Как красочны, кинематографичны и одновременно тонки «стори» Саган! Да картины, картины же и картинки… Руками не трогать. Телефоны убрать. Наслаждаться… Проза Франсуазы очень созвучна тому, что сформулировал давным-давно Андре Жид, назвав радость моральным долгом: «Знайте, что радость реже, сложнее и прекраснее печали. Как только вы сделаете это наиважнейшее открытие, вы должны будете принять радость».
И «Прощай, грусть!» Вив Гроскоп о том, как joie de vivre и радость перетекают друг в друга по сообщающимся сосудам чтения, по венам и артериям живых книг. Комедиантка, как и многие другие люди, нередко маскирующие иронией — раны, пишет, что именно в чтении находила всегда утешение: «Я надеюсь показать на примере французских писателей, с которыми познакомилась в отрочестве и юности, как такая взаимосвязь может помочь всем нам привнести больше радости в свою жизнь».
Да, она специально собрала в сборник свои соображения о бестселлерах, продающихся по всему свету миллионами копий. Да, она считает, что именно эти книги «сообщают нам нечто глубокое и значительное о французской культуре». Да, она обошла вниманием Руссо, Вольтера, Бодлера, Нерваля, Аполлинера и многих других «многотиражников», но это её субъективный вкус, её авторское право — и лево.
Она пишет только о томиках, которые в своё время её «сделали», как «сделала» в середине прошлого века пресловутая Саган повестью «Здравствуй, грусть!» французское общество. И потому — прощай, грусть: без кавычек. Au Revoir, Tristesse.
Авторский стиль притягивает своеобразной шампанской, если позволительно подобное «игристое» сравнение, искренностью. «Я познала все крайности чтения на французском: когда-то продиралась через Марселя Паньоля, сверяя каждое пятое слово со словарём, а позже прочла Пруста в оригинале. … Я оправдываю себя тем, что всем нам в жизни нужно то, что моя бабушка (совсем немного говорившая по-французски) назвала бы “капелькой у-ля-ля”…» Что ж, респект английской бабушке: «капелька у-ля-ля» в сборнике её внучки, влюблённой во Францию, точно есть…
Ну а что заставило автора этих строк взяться за эссе? Всё просто. Как уточняет Вив Гроскоп, «…как бы то ни было, плюс французских романов в том, что сюжет в них гораздо менее важен, чем, скажем, в великой классике русской и английской литературы. Во французском романе он часто очевиден с самого начала. Суть не в том, что происходит.

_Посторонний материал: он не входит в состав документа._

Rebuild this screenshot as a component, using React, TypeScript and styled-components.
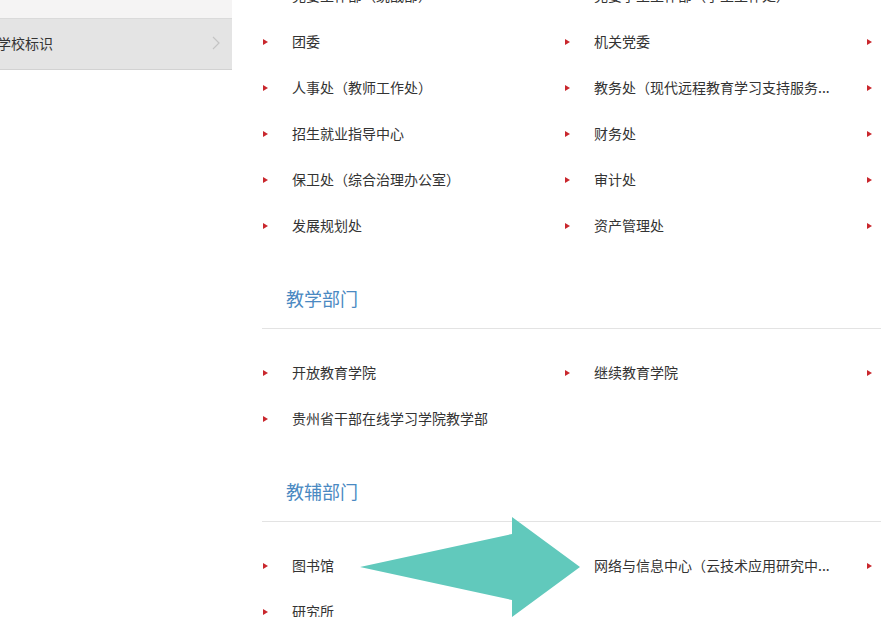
import React from 'react';
import styled, { createGlobalStyle } from 'styled-components';

const GlobalStyle = createGlobalStyle`
  html, body {
    margin: 0;
    padding: 0;
    background: #fff;
    overflow: hidden;
    font-family: "Noto Sans CJK SC", "Microsoft YaHei", "Liberation Sans", sans-serif;
  }
`;

const Page = styled.div`
  position: relative;
  display: flex;
  align-items: flex-start;
  width: 881px;
  height: 617px;
  overflow: hidden;
`;

const Sidebar = styled.ul`
  list-style: none;
  margin: -42px 0 0;
  padding: 0;
  width: 232px;
  flex-shrink: 0;
`;

const SideItem = styled.li<{ $active?: boolean }>`
  display: flex;
  align-items: center;
  justify-content: space-between;
  height: 48px;
  padding: 0 12px 2px 0;
  background: ${(p) => (p.$active ? '#e4e4e4' : '#f5f4f4')};
  border-bottom: 1px solid ${(p) => (p.$active ? '#d2d2d2' : '#dadada')};
  font-size: 14px;
  color: #333;

  &:first-child {
    height: 58px;
  }

  span {
    margin-left: -3px;
  }
`;

const Chevron = styled.svg`
  width: 8px;
  height: 14px;
  flex-shrink: 0;
`;

const Main = styled.div`
  margin: -28px 0 0 30px;
  width: 906px;
  flex-shrink: 0;
`;

const Grid = styled.ul`
  list-style: none;
  margin: 0;
  padding: 0;
  display: grid;
  grid-template-columns: repeat(3, 302px);
  grid-auto-rows: 46px;
`;

const Item = styled.li`
  display: flex;
  align-items: center;
  font-size: 14px;
  color: #333;
  white-space: nowrap;
`;

const Bullet = styled.i`
  display: block;
  width: 0;
  height: 0;
  margin: 1px 24px 0 1px;
  border-top: 3.5px solid transparent;
  border-bottom: 3.5px solid transparent;
  border-left: 5px solid #c9272d;
`;

const Heading = styled.h3`
  margin: 31px 0 0;
  padding: 0 0 11px 24px;
  height: 38px;
  line-height: 38px;
  font-size: 18px;
  font-weight: normal;
  color: #4a89c2;
  border-bottom: 1px solid #e3e3e3;
`;

const SectionBody = styled.div<{ $first?: boolean }>`
  padding-top: ${(p) => (p.$first ? 0 : 20)}px;
`;

const Arrow = styled.svg`
  position: absolute;
  left: 360px;
  top: 517px;
  width: 221px;
  height: 101px;
`;

type Section = { title?: string; items: string[] };

const sections: Section[] = [
  {
    items: [
      '党委工作部（统战部）',
      '党委学生工作部（学生工作处）',
      '党委宣传部',
      '团委',
      '机关党委',
      '校长办公室',
      '人事处（教师工作处）',
      '教务处（现代远程教育学习支持服务...',
      '科研处',
      '招生就业指导中心',
      '财务处',
      '国际交流合作处',
      '保卫处（综合治理办公室）',
      '审计处',
      '后勤管理处',
      '发展规划处',
      '资产管理处',
      '质量评估办公室',
    ],
  },
  {
    title: '教学部门',
    items: ['开放教育学院', '继续教育学院', '职业技术学院', '贵州省干部在线学习学院教学部'],
  },
  {
    title: '教辅部门',
    items: ['图书馆', '网络与信息中心（云技术应用研究中...', '教学资源中心', '研究所'],
  },
];

const App = (): JSX.Element => {
  return (
    <>
      <GlobalStyle />
      <Page>
        <Sidebar>
          <SideItem>
            <span>学校概况</span>
          </SideItem>
          <SideItem $active>
            <span>学校标识</span>
            <Chevron viewBox="0 0 8 14">
              <path d="M1 1 L7 7 L1 13" fill="none" stroke="#c4c4c4" strokeWidth="1.2" />
            </Chevron>
          </SideItem>
        </Sidebar>
        <Main>
          {sections.map((s, i) => (
            <div key={i}>
              {s.title && <Heading>{s.title}</Heading>}
              <SectionBody $first={!s.title}>
                <Grid>
                  {s.items.map((name) => (
                    <Item key={name}>
                      <Bullet />
                      {name}
                    </Item>
                  ))}
                </Grid>
              </SectionBody>
            </div>
          ))}
        </Main>
        <Arrow viewBox="0 0 221 101">
          <polygon points="0,50 152,17 152,0 220,50 152,100 152,83" fill="#61c9bc" />
        </Arrow>
      </Page>
    </>
  );
};

export default App;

Суть в том, как это происходит и почему» — и в самом деле, не из-за сюжета же что-то читать!
Сюжет, увы, нередко становится едва ли не лишней/вставной конструкцией, костылями, прикрывающими беспомощность автора-не-стилиста. И лучше б ему не писать ничего, но не понимает — строчит, кряхтит; «а вы друзья, как ни садитесь…», но STOP. Главное — не «что», главное — «как»: их редкое сочетание порождает порой шедевр, но микс вовсе не обязателен.
Вовсе. Кто хоть чуть-чуть понимает в литературе, быть может, даже слегка кивнёт. Или не. Не столь важно, впрочем. Главное, что всё это форменное безобразие (безобразие избыточного содержания без идеальной формы) тоже станет «капелькой у-ля-ля».
Ну а Париж есть.
И Парижа нет.
1 В частности, в «Лимбус Пресс» автобиокнига Полины Осетинской под названием «Прощай грусть!» выходила, кажется, году в 2008-м, а недавно была переиздана. Конечно, автор очередной нетленки «Прощай, грусть!» Вив Гроскоп о воспоминаниях русской пианистки не знала, но факт остаётся фактом: названия, особенно кричащие, клишировать нелепо. Может, и начинать не нужно было, ведь новый заголовок для томика придумать — одно удовольствие, но увы всем, и г-н Гугл в помощь: на будущее.
2 «Новый Вавилон» (1929): ПАРИЖА НЕТ. — кадр из немого ч/б фильма Григория Козинцева и Леонида Трауберга.
3 Вив Гроскоп. Саморазвитие по Толстому. Жизненные уроки из 11 произведений русских классиков. / Пер. с англ. Д. Шабельникова. М.: Индивидуум, 2019.
4 Буквально «жизнерадостность», но автор книги вкладывает в это более широкий смысл.
5 «В поисках утраченного времени», разумеется (названия книг Вив Гроскоп намеренно даёт даже в переводной книге только на французском).